Published online by Cambridge University Press: 07 January 2025
We live in the midst of a nature crisis in which we face not only global warming, but also the serious loss of other species. The causes are anthropogenic, through which species are driven to extinction due to climate change, loss of habitat, hunting and wildlife trade. This represents a threat to ecosystems, to all living beings and therefore to the world as we know it. According to the last Living Planet index (WWF 2022), the world has suffered an average decline of 69 per cent in monitored species populations since 1970. This book addresses this crisis with results from research on the implementation and enforcement of two nature conservation conventions as a starting point, The Convention on International Trade in Endangered Species of Wild Fauna and Flora (CITES, 1975), and the Council of Europe's Convention on the Conservation of European Wildlife and Natural Habitats (the Bern Convention, 1979).

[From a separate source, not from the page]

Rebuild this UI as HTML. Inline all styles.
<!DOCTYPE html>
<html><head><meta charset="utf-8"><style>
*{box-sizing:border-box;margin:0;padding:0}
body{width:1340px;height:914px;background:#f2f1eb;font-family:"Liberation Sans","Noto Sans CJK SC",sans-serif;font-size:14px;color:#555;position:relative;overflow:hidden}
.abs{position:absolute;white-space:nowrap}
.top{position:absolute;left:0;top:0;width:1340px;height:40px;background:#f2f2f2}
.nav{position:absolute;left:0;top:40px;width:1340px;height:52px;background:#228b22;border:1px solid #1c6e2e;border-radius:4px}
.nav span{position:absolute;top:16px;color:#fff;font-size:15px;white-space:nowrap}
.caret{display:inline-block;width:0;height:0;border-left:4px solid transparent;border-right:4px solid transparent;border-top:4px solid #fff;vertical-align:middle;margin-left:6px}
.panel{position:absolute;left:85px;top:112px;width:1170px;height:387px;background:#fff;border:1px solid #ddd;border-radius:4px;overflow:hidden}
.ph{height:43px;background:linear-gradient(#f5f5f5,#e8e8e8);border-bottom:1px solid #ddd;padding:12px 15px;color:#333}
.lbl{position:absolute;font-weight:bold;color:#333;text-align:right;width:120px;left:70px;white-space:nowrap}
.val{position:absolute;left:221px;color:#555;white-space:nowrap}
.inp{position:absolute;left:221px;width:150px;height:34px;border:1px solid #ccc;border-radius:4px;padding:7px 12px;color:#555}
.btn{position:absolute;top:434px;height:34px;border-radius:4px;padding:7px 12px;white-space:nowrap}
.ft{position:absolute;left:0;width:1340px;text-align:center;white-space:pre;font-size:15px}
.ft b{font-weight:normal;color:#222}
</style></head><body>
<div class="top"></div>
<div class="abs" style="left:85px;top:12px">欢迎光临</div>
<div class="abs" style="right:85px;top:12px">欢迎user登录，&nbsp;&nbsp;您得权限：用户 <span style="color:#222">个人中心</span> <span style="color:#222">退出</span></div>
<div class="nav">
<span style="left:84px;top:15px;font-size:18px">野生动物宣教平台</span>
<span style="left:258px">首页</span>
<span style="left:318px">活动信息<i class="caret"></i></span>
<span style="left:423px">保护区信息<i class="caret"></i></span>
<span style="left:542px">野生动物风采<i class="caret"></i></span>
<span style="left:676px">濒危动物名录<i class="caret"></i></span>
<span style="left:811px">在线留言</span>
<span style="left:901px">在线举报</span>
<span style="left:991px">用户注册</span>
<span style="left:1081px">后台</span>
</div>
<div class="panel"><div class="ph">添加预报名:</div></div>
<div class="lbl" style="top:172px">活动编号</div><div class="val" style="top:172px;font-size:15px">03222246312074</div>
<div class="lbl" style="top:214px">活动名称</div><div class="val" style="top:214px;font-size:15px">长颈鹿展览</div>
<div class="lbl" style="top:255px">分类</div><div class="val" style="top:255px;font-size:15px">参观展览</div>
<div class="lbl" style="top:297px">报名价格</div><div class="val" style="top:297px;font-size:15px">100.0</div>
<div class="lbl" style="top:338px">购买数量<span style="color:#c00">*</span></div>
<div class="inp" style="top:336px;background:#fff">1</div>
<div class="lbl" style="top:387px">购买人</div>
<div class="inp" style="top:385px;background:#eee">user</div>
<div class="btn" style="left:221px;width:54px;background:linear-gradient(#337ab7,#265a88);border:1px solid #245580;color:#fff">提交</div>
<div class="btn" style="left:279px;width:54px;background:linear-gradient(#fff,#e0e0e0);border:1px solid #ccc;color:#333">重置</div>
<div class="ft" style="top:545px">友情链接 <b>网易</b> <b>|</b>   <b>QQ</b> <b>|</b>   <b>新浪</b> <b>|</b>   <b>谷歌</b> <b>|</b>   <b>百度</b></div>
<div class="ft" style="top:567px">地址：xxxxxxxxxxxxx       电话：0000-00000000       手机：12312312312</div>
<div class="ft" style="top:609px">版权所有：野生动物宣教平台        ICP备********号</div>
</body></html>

Species loss is usually regarded as a conservation issue, giving value to non-human animals only at aggregated species level, rather than recognizing their individual intrinsic value (Sollund 2019), a perspective that is reflected in the two conventions. As a result of the focus on species conservation, the harms and loss of life resulting from anthropogenic acts such as hunting and wildlife trades that affect individual animals, their flocks and families, are usually overlooked. While a considerable amount of research on conservation is taking place within the natural sciences, and despite a growing body of work within the social sciences, there is still a lack of literature that combines conservation studies with a focus on animal rights and welfare, and animals’ intrinsic value. This is an aim of this book, which is a fruit of the CRIMEANTHROP project; Criminal Justice, Wildlife Conservation and Animal Rights in the Anthropocene (2019– 23).
The CRIMEANTHROP project
This major research project, led by Ragnhild A. Sollund, ran for four years, from 2019 to 2023. It included case studies from the UK (by Tanya Wyatt), Spain (by Teresa Fajardo), Germany (by Christoph H. Stefes) and a larger study comprised of three case studies in Norway (by Ragnhild A. Sollund, David R. Goyes as a post-doctoral researcher, and PhD fellow Martine S.B. Lie). In this volume, the initial case studies have been added to by contributions from other scholars in order to cover human– wildlife relations more broadly and in other countries.